■ **WHAT YOU HAVE TO DO**
Take the lines of the data below from the very first through the line containing "Smartphone, SquarePen, User" and output them exactly, pictures excluded.

■ **PROVIDED MATERIAL**
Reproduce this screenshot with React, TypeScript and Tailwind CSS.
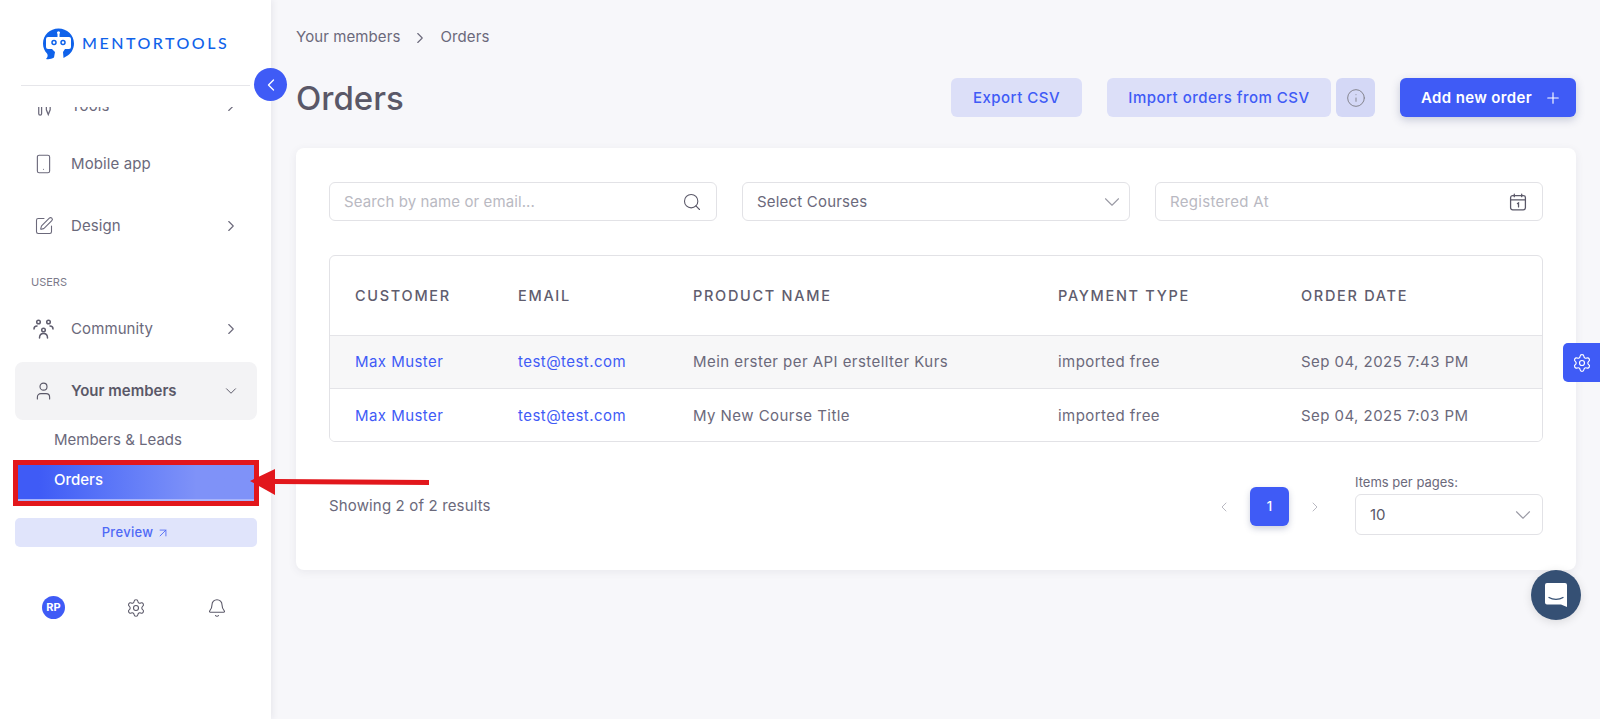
import { ArrowUpRight, Bell, ChevronDown, ChevronLeft, ChevronRight, Info, Plus, Search, Settings, Smartphone, SquarePen, User } from 'lucide-react';

function Logo() {
    return (
        <div className="flex items-center gap-[7px]">
            <svg width="33" height="33" viewBox="0 0 33 33">
                <path d="M4 32C6 30 6 28 5 26.500C2.500 24 1 20.500 1 16.500C1 8 8 1.500 16.500 1.500C25 1.500 32 8 32 16.500C32 22 29 27 24 29.500L21.500 31L21 25L23 22H27Q29 22 29 20V12Q29 10 27 10H17.500V7a1.500 1.500 0 1 0-2 0V10H6Q4 10 4 12V20Q4 22 6 22H10L13 25L12 30.500C9.500 32 7 32.500 4 32Z" fill="#0f62ea" />
                <circle cx="12" cy="15.500" r="2" fill="none" stroke="#0f62ea" strokeWidth="1.500" />
                <circle cx="21" cy="15.500" r="2" fill="none" stroke="#0f62ea" strokeWidth="1.500" />
            </svg>
            <span className="font-['Lato',sans-serif] text-[16px] font-medium tracking-[2.500px] text-[#0f62ea]">MENTORTOOLS</span>
        </div>
    );
}

function CommunityIcon() {
    return (
        <svg width="21" height="21" viewBox="0 0 21 21" fill="none" stroke="#5f5d6e" strokeWidth="1.500" strokeLinecap="round">
            <circle cx="5.500" cy="3" r="1.800" />
            <circle cx="15.500" cy="3" r="1.800" />
            <circle cx="10.500" cy="11" r="1.800" />
            <path d="M1 10c0-1.800 1-3 3-3M20 10c0-1.800-1-3-3-3M6.500 19c0-2.800 1.500-4.500 4-4.500s4 1.700 4 4.500" />
        </svg>
    );
}

function CalendarIcon() {
    return (
        <svg width="18" height="18" viewBox="0 0 17 17" fill="none" stroke="#5a5868" strokeWidth="1.200" strokeLinecap="round">
            <rect x="1.500" y="2.500" width="14" height="13.500" rx="2" />
            <path d="M1.500 6.500h14M5 1v2.500M12 1v2.500M8 10l1-.6v3.800" />
        </svg>
    );
}

function ChatIcon() {
    return (
        <svg width="24" height="26" viewBox="0 0 24 26">
            <path d="M3 1h18a2 2 0 0 1 2 2v22l-6-2.500H3a2 2 0 0 1-2-2V3a2 2 0 0 1 2-2z" fill="#fff" />
            <path d="M5 15.500c4 2.500 10 2.500 14 0" fill="none" stroke="#355074" strokeWidth="1.300" strokeLinecap="round" />
        </svg>
    );
}

function ToolsIcon() {
    return (
        <svg width="22" height="22" viewBox="0 0 22 22" fill="none" stroke="#6b697b" strokeWidth="1.300" strokeLinecap="round">
            <path d="M6 3v16a1.500 1.500 0 0 0 3 0V3M14 3v12l2 5 2-5V3" />
        </svg>
    );
}

function NavRow({ icon, label, chevron = true, className = 'mb-[5px]' }: { icon: React.ReactNode; label: string; chevron?: boolean; className?: string }) {
    return (
        <div className={`flex h-[58px] items-center ml-[15px] mr-[14px] pl-[18px] pr-[17px] text-[15px] text-[#6b697b] ${className}`}>
            <span className="flex w-[21px] justify-center">{icon}</span>
            <span className="ml-[17px] flex-1 pt-[1px] tracking-[0.1px]">{label}</span>
            {chevron && <ChevronRight size={18} strokeWidth={1.500} />}
        </div>
    );
}

const rows = [
    { name: 'Max Muster', email: 'test@test.com', product: 'Mein erster per API erstellter Kurs', type: 'imported free', date: 'Sep 04, 2025 7:43 PM', bg: 'bg-[#f7f7f8]' },
    { name: 'Max Muster', email: 'test@test.com', product: 'My New Course Title', type: 'imported free', date: 'Sep 04, 2025 7:03 PM', bg: 'bg-white' },
];

export default function App() {
    return (
        <div className="relative flex h-[719px] overflow-hidden bg-[#f7f7fa] font-['Inter',sans-serif]">
            <aside className="relative z-10 flex w-[271px] shrink-0 flex-col bg-white shadow-[2px_0_6px_rgba(60,60,90,0.08)]">
                <div className="flex h-[86px] mx-[21px] pl-[21px] pt-[1px] items-center border-b border-[#e6e6ea]">
                    <Logo />
                </div>
                <div className="mt-[21px] h-[612px] overflow-hidden">
                    <div className="mt-[-30px]">
                        <NavRow icon={<ToolsIcon />} label="Tools" className="mb-0" />
                        <NavRow icon={<Smartphone size={22} strokeWidth={1.300} />} label="Mobile app" chevron={false} className="mb-[4px]" />
                        <NavRow icon={<SquarePen size={20} strokeWidth={1.300} />} label="Design" />
                        <div className="h-[40px] pl-[31px] pt-[15px] text-[11px] leading-[14px] text-[#7c7a8a]">USERS</div>
                        <NavRow icon={<CommunityIcon />} label="Community" className="mb-[4px]" />
                        <div className="flex h-[58px] items-center ml-[15px] mr-[14px] rounded-[8px] bg-[#f3f3f5] pl-[18px] pr-[17px] text-[15px] font-semibold text-[#5a5868]">
                            <span className="flex w-[21px] justify-center"><User size={22} strokeWidth={1.300} /></span>
                            <span className="ml-[17px] flex-1 pt-[1px]">Your members</span>
                            <ChevronDown size={18} strokeWidth={1.300} />
                        </div>
                        <div className="mt-[2px] h-[35px] pl-[54px] text-[15px] leading-[35px] text-[#6b697b]">Members &amp; Leads</div>
                        <div className="relative ml-[15px] mr-[14px] mt-[8px] h-[36px] border-b-[2px] border-[#a8b4fa] bg-gradient-to-r from-[#3f5bf6] from-[10%] to-[#7f92f8] to-[75%] pl-[39px] text-[15px] font-medium leading-[30px] text-white">
                            Orders
                            <div className="absolute inset-x-[-2px] top-[-5px] bottom-[-7px] border-[5px] border-[#e2171c]" />
                        </div>
                        <div className="ml-[15px] mr-[14px] mt-[17px] flex h-[29px] items-center justify-center gap-[3px] rounded-[5px] bg-[#e0e4fb] text-[13px] font-medium tracking-[0.3px] text-[#4f69f6]">
                            Preview <ArrowUpRight size={14} strokeWidth={1.500} />
                        </div>
                        <div className="mt-[49px] flex items-center text-[#5a5868]">
                            <div className="ml-[42px] flex h-[23px] w-[23px] items-center justify-center rounded-full bg-[#3f5bf6] text-[11px] font-bold text-white">RP</div>
                            <Settings className="ml-[61px]" size={20} strokeWidth={1.300} />
                            <Bell className="ml-[61px]" size={20} strokeWidth={1.300} />
                        </div>
                    </div>
                </div>
            </aside>

            <main className="flex-1 pl-[25px] pr-[24px]">
                <div className="flex h-[72px] items-center pt-[3px] text-[15px] tracking-[0.1px] text-[#6b697b]">
                    Your members
                    <ChevronRight className="mx-[11px]" size={18} strokeWidth={1.500} />
                    Orders
                </div>
                <div className="flex h-[76px] items-start pt-[6px]">
                    <h1 className="flex-1 pt-[1px] text-[33px] font-medium leading-[39px] text-[#5a5868]">Orders</h1>
                    <button className="flex h-[39px] w-[131px] items-center justify-center rounded-[6px] bg-[#dcdff8] pt-[2px] text-[15px] font-medium tracking-[0.5px] text-[#3f5bf6]">Export CSV</button>
                    <button className="ml-[25px] flex h-[39px] w-[224px] items-center justify-center rounded-[6px] bg-[#dcdff8] pt-[2px] text-[15px] font-medium tracking-[0.5px] text-[#3f5bf6]">Import orders from CSV</button>
                    <button className="ml-[5px] flex h-[39px] w-[39px] items-center justify-center rounded-[6px] bg-[#d4d8f6] text-[#85858f]"><Info size={20} strokeWidth={1.200} /></button>
                    <button className="ml-[25px] flex h-[39px] w-[176px] items-center justify-center gap-[12px] rounded-[6px] bg-[#3f5bf6] pl-[7px] pt-[1px] text-[15px] font-semibold tracking-[0.35px] text-white shadow-[0_3px_8px_rgba(60,70,120,0.25)]">Add new order <Plus size={18} strokeWidth={1.500} /></button>
                </div>

                <section className="h-[422px] rounded-[8px] bg-white px-[33px] pt-[34px] shadow-[0_2px_8px_rgba(60,60,90,0.08)]">
                    <div className="grid grid-cols-3 gap-[25px]">
                        <div className="flex h-[39px] items-center rounded-[6px] border border-[#e2e2e6] pl-[14px] pr-[14px] text-[15px] tracking-[0.1px] text-[#b9b9c2]">
                            <span className="flex-1 pt-[1px]">Search by name or email...</span>
                            <Search className="text-[#5a5868]" size={20} strokeWidth={1.300} />
                        </div>
                        <div className="flex h-[39px] items-center rounded-[6px] border border-[#e2e2e6] pl-[14px] pr-[4px] text-[15px] tracking-[0.2px] text-[#6b697b]">
                            <span className="flex-1 pt-[1px]">Select Courses</span>
                            <ChevronDown className="text-[#9a9aa5]" size={26} strokeWidth={1} />
                        </div>
                        <div className="flex h-[39px] items-center rounded-[6px] border border-[#e2e2e6] pl-[14px] pr-[15px] text-[15px] tracking-[0.3px] text-[#b9b9c2]">
                            <span className="flex-1 pt-[1px]">Registered At</span>
                            <CalendarIcon />
                        </div>
                    </div>

                    <div className="mt-[34px] h-[187px] overflow-hidden rounded-[6px] border border-[#e2e2e6]">
                        <table className="w-full table-fixed text-left text-[15px] tracking-[0.45px] text-[#6b697b]">
                            <thead>
                                <tr className="h-[79px] text-[14.500px] font-medium tracking-[1.700px] text-[#5f5d6e]">
                                    <th className="w-[188px] pl-[25px] pt-[1px] font-medium">CUSTOMER</th>
                                    <th className="w-[175px] pt-[1px] font-medium">EMAIL</th>
                                    <th className="w-[365px] pt-[1px] font-medium">PRODUCT NAME</th>
                                    <th className="w-[243px] pt-[1px] font-medium">PAYMENT TYPE</th>
                                    <th className="pt-[1px] font-medium">ORDER DATE</th>
                                </tr>
                            </thead>
                            <tbody>
                                {rows.map((row) => (
                                    <tr key={row.date} className={`h-[53px] border-t border-[#e4e4e8] ${row.bg}`}>
                                        <td className="pl-[25px] pt-[2px] text-[#3f5bf6]">{row.name}</td>
                                        <td className="pt-[2px] text-[#3f5bf6]">{row.email}</td>
                                        <td className="pt-[2px]">{row.product}</td>
                                        <td className="pt-[2px]">{row.type}</td>
                                        <td className="pt-[2px]">{row.date}</td>
                                    </tr>
                                ))}
                            </tbody>
                        </table>
                    </div>

                    <div className="mt-[42px] flex items-start">
                        <div className="flex-1 pt-[11px] text-[15px] tracking-[0.15px] text-[#6b697b]">Showing 2 of 2 results</div>
                        <div className="flex items-center pt-[3px] text-[#b9b9c2]">
                            <ChevronLeft size={16} strokeWidth={1.500} />
                            <div className="mx-[18px] flex h-[39px] w-[39px] items-center justify-center rounded-[6px] bg-[#3f5bf6] text-[13px] font-medium text-white shadow-[0_3px_6px_rgba(60,70,120,0.25)]">1</div>
                            <ChevronRight size={16} strokeWidth={1.500} />
                        </div>
                        <div className="ml-[32px] mt-[-10px] w-[188px]">
                            <div className="text-[13px] leading-[16px] text-[#6b697b]">Items per pages:</div>
                            <div className="mt-[4px] flex h-[41px] items-center rounded-[6px] border border-[#e2e2e6] pl-[14px] pr-[6px] text-[15px] text-[#5a5868]">
                                <span className="flex-1 pt-[1px]">10</span>
                                <ChevronDown className="text-[#9a9aa5]" size={26} strokeWidth={1} />
                            </div>
                        </div>
                    </div>
                </section>
            </main>

            <div className="absolute left-[1563px] top-[343px] z-20 flex h-[39px] w-[37px] items-center justify-center rounded-l-[5px] bg-[#3f5bf6] text-white">
                <Settings size={20} strokeWidth={1.400} />
            </div>
            <div className="absolute left-[1531px] top-[570px] z-20 flex h-[50px] w-[50px] items-center justify-center rounded-full bg-[#355074] shadow-[0_2px_10px_rgba(0,0,0,0.12)]">
                <ChatIcon />
            </div>
            <div className="absolute left-[254px] top-[68px] z-20 flex h-[33px] w-[33px] items-center justify-center rounded-full bg-[#3f5bf6] text-white">
                <ChevronLeft size={20} strokeWidth={1.600} />
            </div>
            <svg className="absolute left-[248px] top-[466px] z-20" width="184" height="32" viewBox="0 0 184 32">
                <path d="M2 15 27 3v10l154 1v5L27 18v11z" fill="#e2171c" />
            </svg>
        </div>
    );
}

■ **RESULT**
Reproduce this screenshot with React, TypeScript and Tailwind CSS.
import { ArrowUpRight, Bell, ChevronDown, ChevronLeft, ChevronRight, Info, Plus, Search, Settings, Smartphone, SquarePen, User } from 'lucide-react';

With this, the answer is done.